### [TASK TO CARRY OUT]
Below are entries. Pull out all lines containing "code".

### [RECORDS SUPPLIED]

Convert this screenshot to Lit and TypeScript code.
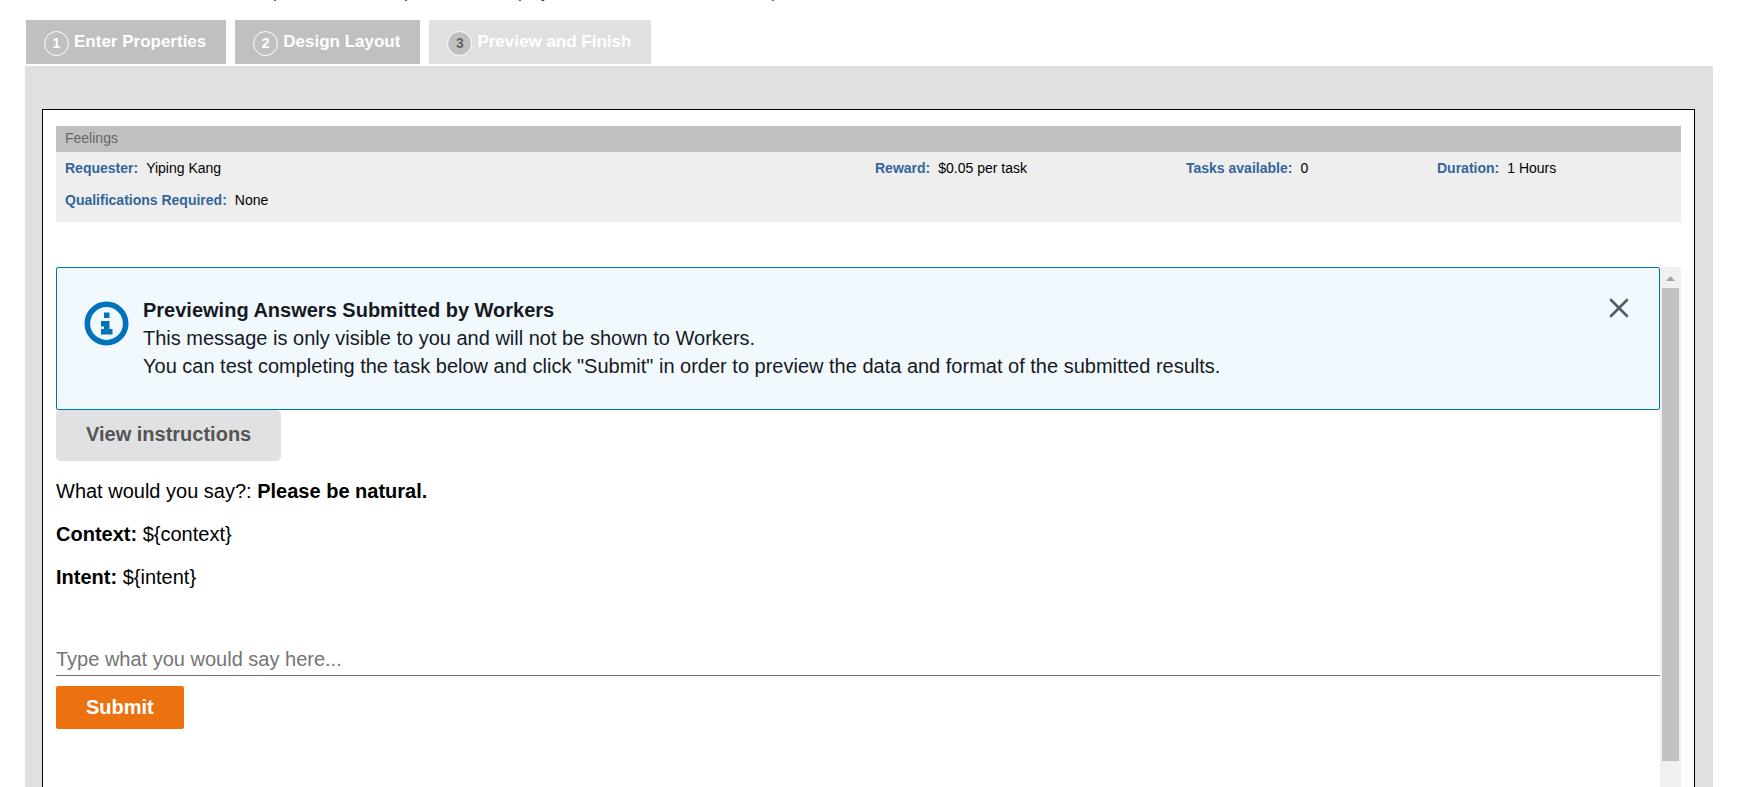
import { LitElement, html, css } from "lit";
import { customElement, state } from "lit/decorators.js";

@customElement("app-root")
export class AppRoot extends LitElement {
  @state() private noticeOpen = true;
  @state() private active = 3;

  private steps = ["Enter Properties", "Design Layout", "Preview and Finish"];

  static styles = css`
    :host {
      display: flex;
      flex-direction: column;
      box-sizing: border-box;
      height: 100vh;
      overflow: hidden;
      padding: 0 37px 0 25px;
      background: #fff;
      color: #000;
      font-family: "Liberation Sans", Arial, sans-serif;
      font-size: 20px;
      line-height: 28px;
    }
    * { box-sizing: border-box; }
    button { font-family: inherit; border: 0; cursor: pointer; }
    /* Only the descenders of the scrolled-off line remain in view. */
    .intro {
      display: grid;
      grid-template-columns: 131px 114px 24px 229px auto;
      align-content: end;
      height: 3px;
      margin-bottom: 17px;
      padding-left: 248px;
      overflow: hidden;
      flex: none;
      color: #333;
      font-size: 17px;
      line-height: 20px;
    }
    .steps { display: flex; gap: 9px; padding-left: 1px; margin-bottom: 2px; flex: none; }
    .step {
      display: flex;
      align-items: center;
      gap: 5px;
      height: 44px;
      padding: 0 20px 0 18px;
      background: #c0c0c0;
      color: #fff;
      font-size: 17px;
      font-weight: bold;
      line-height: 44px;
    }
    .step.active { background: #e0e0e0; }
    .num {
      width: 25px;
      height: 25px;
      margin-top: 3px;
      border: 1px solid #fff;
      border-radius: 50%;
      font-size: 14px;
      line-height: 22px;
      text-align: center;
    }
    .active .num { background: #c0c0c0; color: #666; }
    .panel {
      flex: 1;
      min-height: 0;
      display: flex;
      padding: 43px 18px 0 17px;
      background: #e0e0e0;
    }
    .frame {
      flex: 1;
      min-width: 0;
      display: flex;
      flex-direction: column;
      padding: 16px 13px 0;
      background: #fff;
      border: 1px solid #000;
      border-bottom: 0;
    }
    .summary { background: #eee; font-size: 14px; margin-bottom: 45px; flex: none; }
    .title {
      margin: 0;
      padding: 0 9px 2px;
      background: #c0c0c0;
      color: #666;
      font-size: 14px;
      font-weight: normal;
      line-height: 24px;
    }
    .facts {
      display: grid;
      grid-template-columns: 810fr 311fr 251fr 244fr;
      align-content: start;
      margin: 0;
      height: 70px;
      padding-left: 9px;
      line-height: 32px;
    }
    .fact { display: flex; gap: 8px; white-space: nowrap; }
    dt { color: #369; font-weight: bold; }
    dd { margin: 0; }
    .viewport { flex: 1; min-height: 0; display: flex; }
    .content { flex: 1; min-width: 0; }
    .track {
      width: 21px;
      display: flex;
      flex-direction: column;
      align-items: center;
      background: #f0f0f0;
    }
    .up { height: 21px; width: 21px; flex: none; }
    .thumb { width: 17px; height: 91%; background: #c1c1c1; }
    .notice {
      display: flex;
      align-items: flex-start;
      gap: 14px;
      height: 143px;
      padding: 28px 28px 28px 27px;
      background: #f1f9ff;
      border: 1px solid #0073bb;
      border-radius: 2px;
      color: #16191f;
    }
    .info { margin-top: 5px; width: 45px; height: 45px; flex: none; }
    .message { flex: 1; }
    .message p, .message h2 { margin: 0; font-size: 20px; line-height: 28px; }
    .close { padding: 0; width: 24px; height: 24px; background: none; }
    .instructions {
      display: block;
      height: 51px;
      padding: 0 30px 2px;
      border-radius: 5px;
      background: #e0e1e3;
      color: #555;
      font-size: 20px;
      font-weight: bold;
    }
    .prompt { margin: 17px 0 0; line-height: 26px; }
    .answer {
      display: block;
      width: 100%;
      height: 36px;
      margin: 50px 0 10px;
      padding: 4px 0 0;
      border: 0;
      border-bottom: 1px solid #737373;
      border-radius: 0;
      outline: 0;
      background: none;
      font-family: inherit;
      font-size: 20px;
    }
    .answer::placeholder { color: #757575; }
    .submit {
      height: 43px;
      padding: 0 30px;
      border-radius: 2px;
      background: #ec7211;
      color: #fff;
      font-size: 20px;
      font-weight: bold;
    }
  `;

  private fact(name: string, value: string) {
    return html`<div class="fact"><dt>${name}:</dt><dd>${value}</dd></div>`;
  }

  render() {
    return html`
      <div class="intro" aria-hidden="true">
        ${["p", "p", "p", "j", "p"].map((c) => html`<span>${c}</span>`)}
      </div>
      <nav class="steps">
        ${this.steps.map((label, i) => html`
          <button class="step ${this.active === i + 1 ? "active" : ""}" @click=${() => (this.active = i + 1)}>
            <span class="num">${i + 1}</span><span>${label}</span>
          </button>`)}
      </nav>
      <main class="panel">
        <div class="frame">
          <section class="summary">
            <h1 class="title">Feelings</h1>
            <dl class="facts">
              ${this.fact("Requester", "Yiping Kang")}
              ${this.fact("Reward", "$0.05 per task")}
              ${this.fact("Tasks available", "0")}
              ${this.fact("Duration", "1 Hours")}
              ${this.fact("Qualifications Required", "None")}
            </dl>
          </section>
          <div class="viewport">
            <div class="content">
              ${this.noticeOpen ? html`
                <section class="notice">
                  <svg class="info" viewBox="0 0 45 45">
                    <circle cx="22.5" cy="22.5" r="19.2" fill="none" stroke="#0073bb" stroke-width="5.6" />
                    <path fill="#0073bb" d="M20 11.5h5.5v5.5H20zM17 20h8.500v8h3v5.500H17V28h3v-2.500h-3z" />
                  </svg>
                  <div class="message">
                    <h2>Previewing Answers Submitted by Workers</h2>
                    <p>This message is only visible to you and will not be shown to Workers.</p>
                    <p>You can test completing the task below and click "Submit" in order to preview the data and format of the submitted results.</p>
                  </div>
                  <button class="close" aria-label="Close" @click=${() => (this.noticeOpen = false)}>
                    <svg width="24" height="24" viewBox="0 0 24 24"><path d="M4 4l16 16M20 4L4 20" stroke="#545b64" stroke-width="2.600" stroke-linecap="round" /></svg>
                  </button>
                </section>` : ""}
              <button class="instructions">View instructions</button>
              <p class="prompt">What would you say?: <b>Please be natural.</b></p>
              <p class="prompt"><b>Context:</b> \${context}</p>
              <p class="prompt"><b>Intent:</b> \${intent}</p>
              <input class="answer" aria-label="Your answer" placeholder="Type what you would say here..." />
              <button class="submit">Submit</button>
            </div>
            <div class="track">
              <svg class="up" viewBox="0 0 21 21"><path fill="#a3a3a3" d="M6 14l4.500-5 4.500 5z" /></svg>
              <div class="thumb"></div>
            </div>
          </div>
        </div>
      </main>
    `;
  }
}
---
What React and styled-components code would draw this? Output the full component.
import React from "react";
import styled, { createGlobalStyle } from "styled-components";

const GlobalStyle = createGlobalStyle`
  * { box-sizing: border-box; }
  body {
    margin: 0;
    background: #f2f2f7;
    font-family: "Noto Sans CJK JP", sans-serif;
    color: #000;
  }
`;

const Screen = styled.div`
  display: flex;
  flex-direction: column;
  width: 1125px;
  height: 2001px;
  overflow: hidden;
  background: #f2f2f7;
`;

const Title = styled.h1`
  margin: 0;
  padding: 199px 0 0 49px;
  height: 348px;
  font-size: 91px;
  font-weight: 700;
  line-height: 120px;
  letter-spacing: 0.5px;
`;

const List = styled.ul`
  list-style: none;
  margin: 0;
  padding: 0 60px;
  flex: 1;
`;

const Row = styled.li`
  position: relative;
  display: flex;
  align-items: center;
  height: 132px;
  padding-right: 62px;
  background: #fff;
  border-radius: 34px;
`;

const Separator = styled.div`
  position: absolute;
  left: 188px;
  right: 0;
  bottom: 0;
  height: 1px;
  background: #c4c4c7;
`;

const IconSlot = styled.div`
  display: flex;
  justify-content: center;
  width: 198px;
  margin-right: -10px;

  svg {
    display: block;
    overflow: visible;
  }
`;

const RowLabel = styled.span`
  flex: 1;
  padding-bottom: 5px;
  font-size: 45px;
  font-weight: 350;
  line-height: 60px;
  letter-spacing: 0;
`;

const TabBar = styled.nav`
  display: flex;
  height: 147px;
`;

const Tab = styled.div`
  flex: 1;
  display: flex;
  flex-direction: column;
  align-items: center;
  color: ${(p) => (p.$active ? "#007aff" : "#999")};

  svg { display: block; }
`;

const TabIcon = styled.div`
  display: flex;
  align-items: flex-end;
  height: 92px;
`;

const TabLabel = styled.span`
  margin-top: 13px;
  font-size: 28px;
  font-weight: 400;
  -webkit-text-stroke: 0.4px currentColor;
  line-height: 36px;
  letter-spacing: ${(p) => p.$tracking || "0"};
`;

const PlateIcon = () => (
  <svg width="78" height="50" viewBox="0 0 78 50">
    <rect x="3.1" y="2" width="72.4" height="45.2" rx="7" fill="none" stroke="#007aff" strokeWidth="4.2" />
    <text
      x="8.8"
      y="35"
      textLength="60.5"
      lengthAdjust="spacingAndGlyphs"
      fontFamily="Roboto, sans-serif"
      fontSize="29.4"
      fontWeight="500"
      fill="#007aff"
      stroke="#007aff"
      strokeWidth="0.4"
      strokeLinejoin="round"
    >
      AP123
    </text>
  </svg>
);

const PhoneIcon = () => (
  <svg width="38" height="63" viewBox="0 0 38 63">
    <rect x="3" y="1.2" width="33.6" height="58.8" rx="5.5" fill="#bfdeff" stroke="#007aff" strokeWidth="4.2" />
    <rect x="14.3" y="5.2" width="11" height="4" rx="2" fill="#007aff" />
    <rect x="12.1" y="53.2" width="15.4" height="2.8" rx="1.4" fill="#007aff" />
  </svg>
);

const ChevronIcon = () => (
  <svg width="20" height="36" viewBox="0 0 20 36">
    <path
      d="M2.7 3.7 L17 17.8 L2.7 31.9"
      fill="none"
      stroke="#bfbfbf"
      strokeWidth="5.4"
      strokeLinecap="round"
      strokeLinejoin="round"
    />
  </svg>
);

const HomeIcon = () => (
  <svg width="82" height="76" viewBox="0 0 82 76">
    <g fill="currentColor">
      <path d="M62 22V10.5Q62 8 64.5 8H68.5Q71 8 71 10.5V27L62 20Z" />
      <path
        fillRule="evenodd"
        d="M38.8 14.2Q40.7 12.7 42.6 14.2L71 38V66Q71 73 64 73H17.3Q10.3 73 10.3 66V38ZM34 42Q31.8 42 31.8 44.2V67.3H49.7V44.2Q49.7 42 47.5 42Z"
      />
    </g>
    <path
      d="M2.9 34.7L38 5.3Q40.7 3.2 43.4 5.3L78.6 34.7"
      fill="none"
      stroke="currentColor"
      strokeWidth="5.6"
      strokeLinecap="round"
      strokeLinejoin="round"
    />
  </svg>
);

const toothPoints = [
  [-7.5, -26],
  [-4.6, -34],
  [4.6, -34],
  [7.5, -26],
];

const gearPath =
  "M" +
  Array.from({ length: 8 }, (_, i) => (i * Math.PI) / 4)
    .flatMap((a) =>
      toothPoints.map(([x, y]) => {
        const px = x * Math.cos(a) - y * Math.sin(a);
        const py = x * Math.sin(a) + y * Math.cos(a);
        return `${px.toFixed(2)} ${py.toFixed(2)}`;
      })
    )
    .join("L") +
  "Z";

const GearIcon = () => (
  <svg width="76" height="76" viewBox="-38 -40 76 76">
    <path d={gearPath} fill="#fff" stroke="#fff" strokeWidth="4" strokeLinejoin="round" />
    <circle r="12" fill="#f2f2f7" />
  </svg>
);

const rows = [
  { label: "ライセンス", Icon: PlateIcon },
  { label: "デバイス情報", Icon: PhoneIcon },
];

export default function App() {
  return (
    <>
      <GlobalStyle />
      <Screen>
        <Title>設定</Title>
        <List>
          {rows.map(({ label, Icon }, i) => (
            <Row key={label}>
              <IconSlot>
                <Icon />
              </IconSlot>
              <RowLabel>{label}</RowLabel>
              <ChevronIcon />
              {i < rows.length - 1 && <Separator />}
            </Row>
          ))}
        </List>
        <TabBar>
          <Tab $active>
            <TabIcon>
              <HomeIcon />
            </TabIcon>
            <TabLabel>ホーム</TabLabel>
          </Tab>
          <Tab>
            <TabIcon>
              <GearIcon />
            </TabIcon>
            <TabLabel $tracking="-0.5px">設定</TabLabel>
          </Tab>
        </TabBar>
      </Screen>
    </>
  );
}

### [COMPLETED EXERCISE]
Convert this screenshot to Lit and TypeScript code.
What React and styled-components code would draw this? Output the full component.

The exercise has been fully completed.